We bring together researchers and students to understand the pathogenic mechanisms, diagnosis and treatment of human infections.
Our research bridges our strengths in laboratory-based enquiry using molecular genetics, metagenomics, biochemistry, cell biology, bioinformatics and structural biology, with rich clinical resources in microbiology, virology, sexually transmitted diseases and clinical trials.
A major thread running through our research is understanding how viruses and bacteria interact with and subvert their human hosts to replicate and transmit, and how infection- and vaccine-induced immunity protects us in the face of new and ever-evolving pathogens.
Our current areas of interest include:
- The immunopathogenesis of HIV/AIDS and SARS-CoV-2/COVID19, and global health strategies to diagnose and prevent their transmission.
- The subversion of innate immune responses in myeloid cells and at mucosal surfaces in the virulence of Salmonellae, Shigellae and Klebsiellae.
- Bacterial and viral persistence and the role this plays in the emergence of antimicrobial resistance and vaccine escape.
- The development of unified nanopore-based metagenomic sequencing methodology in clinical infection diagnostics and pathogen discovery.

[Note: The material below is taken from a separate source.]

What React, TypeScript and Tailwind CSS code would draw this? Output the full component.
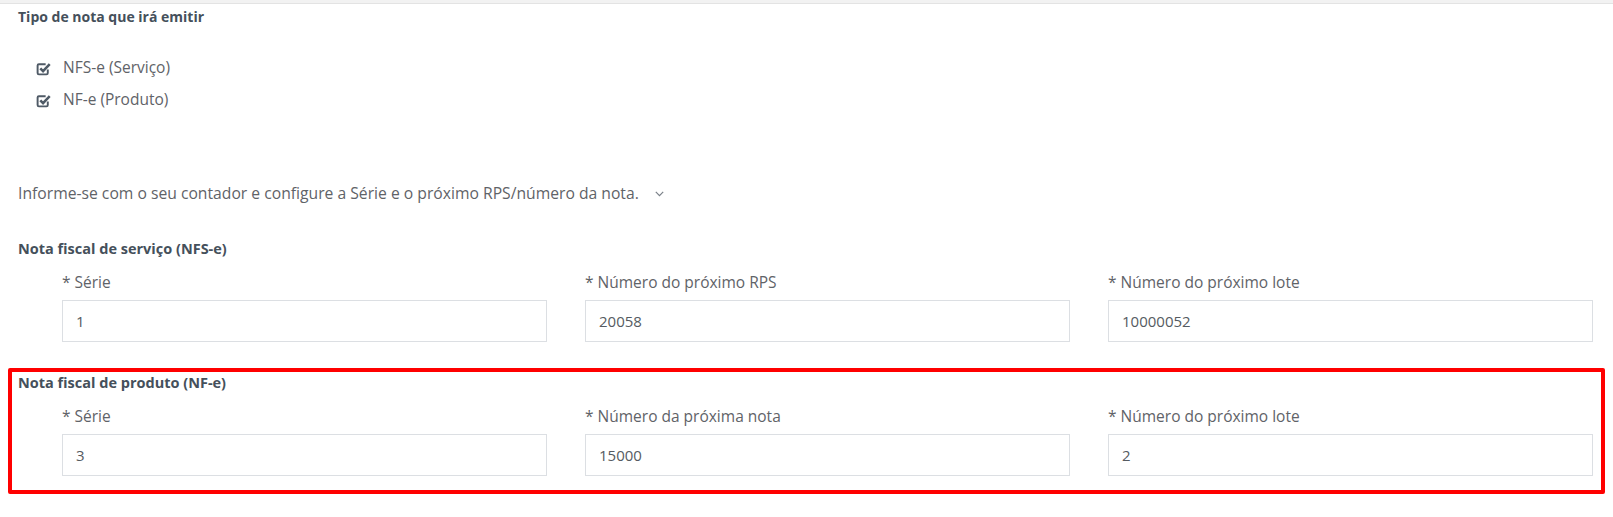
import React from 'react';

const CheckIcon = () => (
  <svg width="15" height="15" viewBox="0 0 14 14" fill="none" className="shrink-0">
    <path
      d="M11 8v3.3a1.2 1.2 0 0 1-1.2 1.2H2.7a1.2 1.2 0 0 1-1.2-1.2V4.2A1.2 1.2 0 0 1 2.7 3H9"
      stroke="#4f5a66"
      strokeWidth="1.8"
    />
    <path d="M4 6.8l2.6 2.6L12.8 3" stroke="#4f5a66" strokeWidth="2.4" />
  </svg>
);

type Field = { label: string; value: string };

const Section = ({ title, fields, highlight }: { title: string; fields: Field[]; highlight?: boolean }) => (
  <div
    className={`-mx-[10px] px-[6px] pt-[1px] pb-[14px] border-4 ${
      highlight ? 'border-[#ff0000] rounded-[2px]' : 'border-transparent'
    }`}
  >
    <h4 className="font-bold text-[14.5px] leading-[20px] text-[#45505b]">{title}</h4>
    <div className="grid grid-cols-3 gap-x-[38px] pl-[44px] pr-[2px] mt-[13px]">
      {fields.map((f) => (
        <div key={f.label}>
          <div className="leading-[20px] text-[#5f6368]">* {f.label}</div>
          <div className="mt-[8px] h-[42px] border border-[#dcdfe3] flex items-center px-[13px] text-[15px] text-[#555b61]">
            {f.value}
          </div>
        </div>
      ))}
    </div>
  </div>
);

export default function App() {
  return (
    <div className="w-[1613px] h-[517px] bg-white overflow-hidden font-['Open_Sans',sans-serif] text-[15.5px] text-[#5f6368]">
      <div className="h-[4px] bg-[#f2f2f2] border-b border-[#e3e3e3]" />
      <div className="px-[18px]">
        <h3 className="mt-[3px] font-bold text-[14px] leading-[20px] text-[#45505b]">Tipo de nota que irá emitir</h3>

        <div className="mt-[25px] pl-[18px]">
          <label className="h-[32px] flex items-center gap-[12px]">
            <CheckIcon />
            <span>NFS-e (Serviço)</span>
          </label>
          <label className="h-[32px] flex items-center gap-[12px]">
            <CheckIcon />
            <span>NF-e (Produto)</span>
          </label>
        </div>

        <div className="mt-[67px] flex items-center leading-[20px] text-[15.7px]">
          <span>Informe-se com o seu contador e configure a Série e o próximo RPS/número da nota.</span>
          <svg width="9" height="6" viewBox="0 0 9 6" className="ml-[16px] mt-[1px]" fill="none">
            <path d="M0.8 0.8L4.5 4.6L8.2 0.8" stroke="#7a8088" strokeWidth="1.2" />
          </svg>
        </div>

        <div className="mt-[31px]">
          <Section
            title="Nota fiscal de serviço (NFS-e)"
            fields={[
              { label: 'Série', value: '1' },
              { label: 'Número do próximo RPS', value: '20058' },
              { label: 'Número do próximo lote', value: '10000052' },
            ]}
          />
        </div>

        <div className="mt-[8px]">
          <Section
            highlight
            title="Nota fiscal de produto (NF-e)"
            fields={[
              { label: 'Série', value: '3' },
              { label: 'Número da próxima nota', value: '15000' },
              { label: 'Número do próximo lote', value: '2' },
            ]}
          />
        </div>
      </div>
    </div>
  );
}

- Understanding the role that mammalian proteins with direct antiviral activity play in the pathogenesis and emergence of diverse RNA and DNA viruses
- Harnessing biophotonics and single molecule imaging to understand the mechanisms of viral entry and assembly
- The regulation of RNA metabolism and membrane repair pathways in viral replication, fungal pathogenesis and cancer.
We provide high-quality teaching and training to the next generation of researchers in virology, clinical infectious diseases and diseases treatment.
We are home to the Infectious Diseases BioBank serving as a centralised specimen deposit for archiving and molecular analysis that assists researchers wishing to undertake cohort-based projects in areas such as HIV/AIDS, SARS CoV-2 infection or MRSA.